Oliver Geissen braucht gar keine besondere Begründung, um Leuten eine Freude zu machen. Er beschenkt sie einfach so. Eine 7-Jährige mit Rollschuhen, werdende Eltern mit einem Zwillingskinderwagen. Zwei Teenies dürfen eine Soap-Darstellerin kennenlernen, ein Kegelclub bekommt 1.111 Euro, und ein liebevoller Vater kann demnächst eine Fahrt im Fesselballon erleben. Surprise, surprise.

„Ich träume ja davon, dass ich mal in einem Kaufhaus das Porzellanangebot zertrümmern darf,“ sagt meine Freundin Ulrike versonnen. Keine Chance. Sie hat da etwas missverstanden. Um Zerstörung soll es ja nun gerade nicht gehen. Sondern um Aufbau, Energie, Lebensmut. „Solche Sendungen machen den Aufschwung spürbar,“ spöttelt Marianne.

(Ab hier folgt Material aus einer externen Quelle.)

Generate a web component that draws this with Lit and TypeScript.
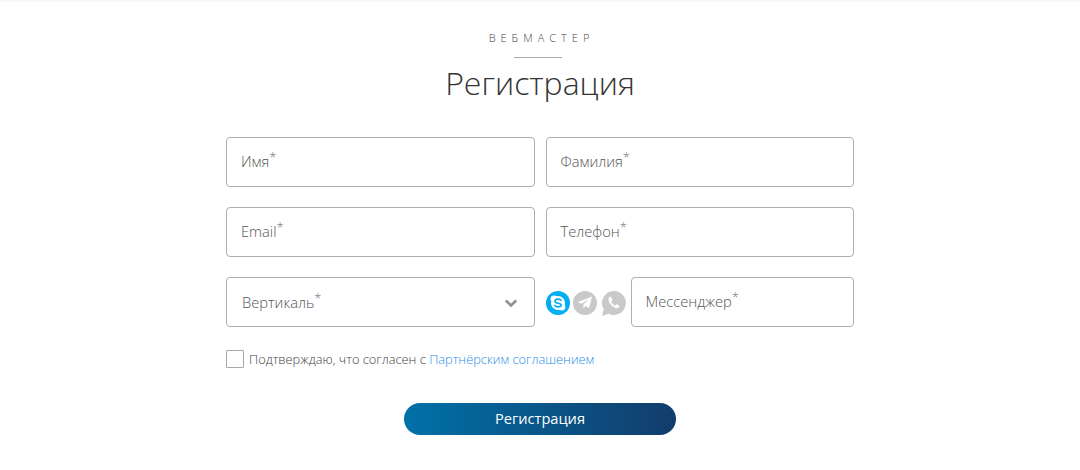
import { LitElement, html, css } from "lit";
import { customElement } from "lit/decorators.js";

@customElement("app-root")
export class AppRoot extends LitElement {
  static styles = css`
    :host { display: block; width: 1080px; height: 470px; background: #fff; font-family: "Open Sans", sans-serif; overflow: hidden; }
    .page { display: flex; flex-direction: column; align-items: center; border-top: 2px solid #f7f7f7; height: 468px; box-sizing: border-box; }
    .eyebrow { margin-top: 28px; height: 16px; line-height: 16px; font-size: 11px; font-weight: 300; letter-spacing: 5px; color: #444; padding-left: 3px; }
    .rule { width: 48px; height: 1px; background: #a9abb0; margin: 11px 4px 0 0; }
    h1 { margin: 3px 0 0; font-size: 32px; line-height: 44px; font-weight: 300; color: #333; }
    .form { width: 628px; margin: 32px 0 0 0; display: flex; flex-direction: column; gap: 20px; }
    .row { display: flex; gap: 11px; }
    .field { flex: 1; min-width: 0; height: 50px; box-sizing: border-box; border: 1px solid #aeaeae; border-radius: 4px; display: flex; align-items: center; padding: 0 14px 3px; font-size: 14.7px; font-weight: 300; color: #555; }
    .field sup { font-size: 13px; line-height: 1; align-self: flex-start; margin-top: 13px; color: #777; }
    .half { flex: none; width: 308.5px; }
    .select { padding: 0 16px 0 15px; justify-content: space-between; }
    .select sup { vertical-align: 5px; }
    .messenger-group { display: flex; flex: 1; align-items: center; gap: 5px; }
    .icons { display: flex; width: 80px; flex: none; justify-content: space-between; padding-top: 4px; }
    .icons svg { width: 24px; height: 26px; display: block; }
    .icons svg.wa { width: 25px; }
    .msg { flex: 1; }
    .agree { display: flex; align-items: center; gap: 5px; margin-top: 23px; width: 628px; font-size: 12.8px; font-weight: 300; color: #444; height: 18px; }
    .box { width: 18px; height: 18px; box-sizing: border-box; border: 1px solid #a8a8a8; border-radius: 1px; }
    .agree a { color: #1f8fe8; text-decoration: none; }
    .btn { margin-top: 35px; width: 272px; height: 32px; border: 0; border-radius: 16px; background: linear-gradient(90deg, #0071a8 0%, #123c6b 100%); color: #fff; font-family: inherit; font-size: 14.6px; font-weight: 400; padding: 0 0 2px; }
  `;

  private field(label: string, extra = "") {
    return html`<div class="field ${extra}"><span>${label}</span><sup>*</sup></div>`;
  }

  render() {
    return html`
      <div class="page">
        <div class="eyebrow">ВЕБМАСТЕР</div>
        <div class="rule"></div>
        <h1>Регистрация</h1>
        <div class="form">
          <div class="row">${this.field("Имя")}${this.field("Фамилия")}</div>
          <div class="row">${this.field("Email")}${this.field("Телефон")}</div>
          <div class="row">
            <div class="field half select">
              <div><span>Вертикаль</span><sup>*</sup></div>
              <svg width="14" height="12" viewBox="0 0 14 12"><path d="M1.800 4.500 7 9.500 12.200 4.500" fill="none" stroke="#8f8f8f" stroke-width="2.600"/></svg>
            </div>
            <div class="messenger-group">
              <div class="icons">
                <svg viewBox="0 0 24 26">
                  <circle cx="12" cy="12" r="12" fill="#00aff0"/>
                  <circle cx="12" cy="12" r="7" fill="#fff"/>
                  <circle cx="8" cy="8" r="3.400" fill="#fff"/>
                  <circle cx="16" cy="16" r="3.400" fill="#fff"/>
                  <path d="M15.200 9.400C14.600 8.500 13.400 8.100 12 8.100c-1.800 0-3.100.8-3.100 2.100 0 2.800 6.300 1.500 6.300 3.800 0 1.200-1.400 1.900-3.100 1.900-1.500 0-2.700-.5-3.400-1.500" fill="none" stroke="#00aff0" stroke-width="1.600" stroke-linecap="round"/>
                </svg>
                <svg viewBox="0 0 24 26">
                  <circle cx="12" cy="12" r="12" fill="#c9c9c9"/>
                  <path d="M19 5.500 4.500 11.300l4 1.400 7.200-4.700-5.400 5.700V17.500l2.500-2.500 3.200 2.300z" fill="#fff"/>
                </svg>
                <svg class="wa" viewBox="0 0 25 26">
                  <path d="M13 0a12 12 0 0 0-10.300 18.100L1 25l6.600-2.200A12 12 0 1 0 13 0z" fill="#c9c9c9"/>
                  <path d="M9 5.800c-.8.4-1.800 1.600-1.600 3 .4 3.600 4.300 7.800 8.200 8.400 1.400.2 2.600-.7 3-1.600.2-.5 0-.9-.4-1.100l-2.200-1.100c-.4-.2-.8-.1-1 .2l-.8 1c-1.800-.7-3.200-2.100-3.900-3.900l.9-.9c.3-.3.3-.6.2-1L10.400 6.300c-.3-.6-.8-.8-1.400-.5z" fill="#fff"/>
                </svg>
              </div>
              <div class="field msg"><span>Мессенджер</span><sup>*</sup></div>
            </div>
          </div>
        </div>
        <div class="agree"><div class="box"></div><span>Подтверждаю, что согласен с <a href="#">Партнёрским соглашением</a></span></div>
        <button class="btn">Регистрация</button>
      </div>
    `;
  }
}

Tun sie das? Ich glaube nicht. Solche Sendungen zeigen, wie schlecht es vielen Leuten inzwischen geht. „Der große Traum – er ist wahr geworden,“ sagt der Glücksvollzieher und spricht vom nachmittäglichen Ausflug eines 42-Jährigen an eine Kletterwand. Wenn eine Redaktion einen solchen Satz für sendefähig hält, dann werden Kinder wohl demnächst im Fernsehen den sehnlichen Wunsch erfüllt bekommen, einmal im Leben einen riesigen Eisbecher essen zu dürfen. Oliver Geissen ist da schon ziemlich dicht dran. Er hat eine vierfache Mutter mit einem gigantischen Kuchenbüfett erfreut.

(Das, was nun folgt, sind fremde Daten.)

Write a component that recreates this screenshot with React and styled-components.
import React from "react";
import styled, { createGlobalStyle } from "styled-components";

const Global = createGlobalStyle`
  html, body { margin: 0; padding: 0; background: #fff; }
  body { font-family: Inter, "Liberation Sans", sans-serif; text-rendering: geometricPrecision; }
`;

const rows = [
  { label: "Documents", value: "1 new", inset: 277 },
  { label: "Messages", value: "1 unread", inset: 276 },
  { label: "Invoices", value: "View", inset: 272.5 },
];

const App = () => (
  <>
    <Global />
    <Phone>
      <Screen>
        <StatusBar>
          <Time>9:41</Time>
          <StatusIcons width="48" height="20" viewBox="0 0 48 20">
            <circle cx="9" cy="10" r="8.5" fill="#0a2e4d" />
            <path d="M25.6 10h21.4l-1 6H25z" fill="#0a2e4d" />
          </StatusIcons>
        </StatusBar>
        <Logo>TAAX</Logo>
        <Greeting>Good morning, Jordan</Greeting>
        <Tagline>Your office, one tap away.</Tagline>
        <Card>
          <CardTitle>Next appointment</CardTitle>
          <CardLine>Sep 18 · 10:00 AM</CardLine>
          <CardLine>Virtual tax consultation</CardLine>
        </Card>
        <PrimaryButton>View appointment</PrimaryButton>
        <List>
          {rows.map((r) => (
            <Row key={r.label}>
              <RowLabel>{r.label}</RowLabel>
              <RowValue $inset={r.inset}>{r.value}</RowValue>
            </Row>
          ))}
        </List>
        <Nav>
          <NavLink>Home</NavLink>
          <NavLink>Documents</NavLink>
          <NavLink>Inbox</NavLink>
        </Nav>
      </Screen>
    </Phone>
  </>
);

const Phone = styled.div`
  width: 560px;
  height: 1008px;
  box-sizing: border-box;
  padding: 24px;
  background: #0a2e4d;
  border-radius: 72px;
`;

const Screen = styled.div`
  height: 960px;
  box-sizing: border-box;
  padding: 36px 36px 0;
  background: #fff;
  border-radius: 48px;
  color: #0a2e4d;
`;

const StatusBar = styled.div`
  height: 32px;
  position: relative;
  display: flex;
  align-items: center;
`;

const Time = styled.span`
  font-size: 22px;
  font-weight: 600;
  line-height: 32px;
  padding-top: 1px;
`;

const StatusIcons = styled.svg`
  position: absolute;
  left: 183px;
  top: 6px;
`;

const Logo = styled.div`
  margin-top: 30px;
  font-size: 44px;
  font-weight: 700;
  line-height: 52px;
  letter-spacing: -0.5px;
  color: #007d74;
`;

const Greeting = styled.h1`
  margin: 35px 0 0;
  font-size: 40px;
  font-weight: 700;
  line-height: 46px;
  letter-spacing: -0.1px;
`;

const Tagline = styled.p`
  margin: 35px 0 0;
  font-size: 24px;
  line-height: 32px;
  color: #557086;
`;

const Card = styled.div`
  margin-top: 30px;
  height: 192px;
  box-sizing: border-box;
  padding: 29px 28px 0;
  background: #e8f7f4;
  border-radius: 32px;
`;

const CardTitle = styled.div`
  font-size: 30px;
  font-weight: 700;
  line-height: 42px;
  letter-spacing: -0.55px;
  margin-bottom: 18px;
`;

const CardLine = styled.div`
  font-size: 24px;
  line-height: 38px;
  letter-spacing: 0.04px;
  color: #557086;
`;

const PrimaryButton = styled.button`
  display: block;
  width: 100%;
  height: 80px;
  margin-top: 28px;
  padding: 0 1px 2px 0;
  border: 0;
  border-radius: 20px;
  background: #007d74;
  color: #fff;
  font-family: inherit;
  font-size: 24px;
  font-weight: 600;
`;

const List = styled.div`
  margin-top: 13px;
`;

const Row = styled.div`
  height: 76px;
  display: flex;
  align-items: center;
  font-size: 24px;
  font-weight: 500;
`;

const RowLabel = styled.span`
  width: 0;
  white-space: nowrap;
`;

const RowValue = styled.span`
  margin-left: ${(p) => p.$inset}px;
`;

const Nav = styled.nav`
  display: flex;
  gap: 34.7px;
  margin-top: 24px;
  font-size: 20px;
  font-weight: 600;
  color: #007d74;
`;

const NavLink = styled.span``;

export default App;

Immerhin: Es gibt Hoffnung. Die Show des RTL-Allround-Moderators erreichte bei der sogenannten werberelevanten Zielgruppe nur magere 11 Prozent. Das klingt gut. Die absoluten Zahlen mindern allerdings die Erleichterung: 2,54 Millionen schauten zu. 2,54 Millionen! Was geht in den Leuten vor?

Im Märchen von den Sterntalern geht es um ein kleines Waisenmädchen. Das war so arm, dass es kein Kämmerchen mehr hatte, darin zu wohnen, und kein Bettchen mehr hatte, darin zu schlafen. Nur die Kleider auf dem Leib besaß es noch und ein Stückchen Brot, das ihm ein mitleidiges Herz geschenkt hatte. All das hat es dann an Bedürftige verschenkt, die kein Hartz IV bekamen. Dann fielen die Sterne vom Himmel, und es waren lauter blanke Taler. Das Mädchen war reich für sein Lebtag. Sehr schön. Sehr anrührend. Sehr klebrig. Aber immerhin: zu Zeiten der Gebrüder Grimm mussten es für ein Wunder schon Taler sein. Inzwischen tut’s auch Blech. Ein trauriges Glück.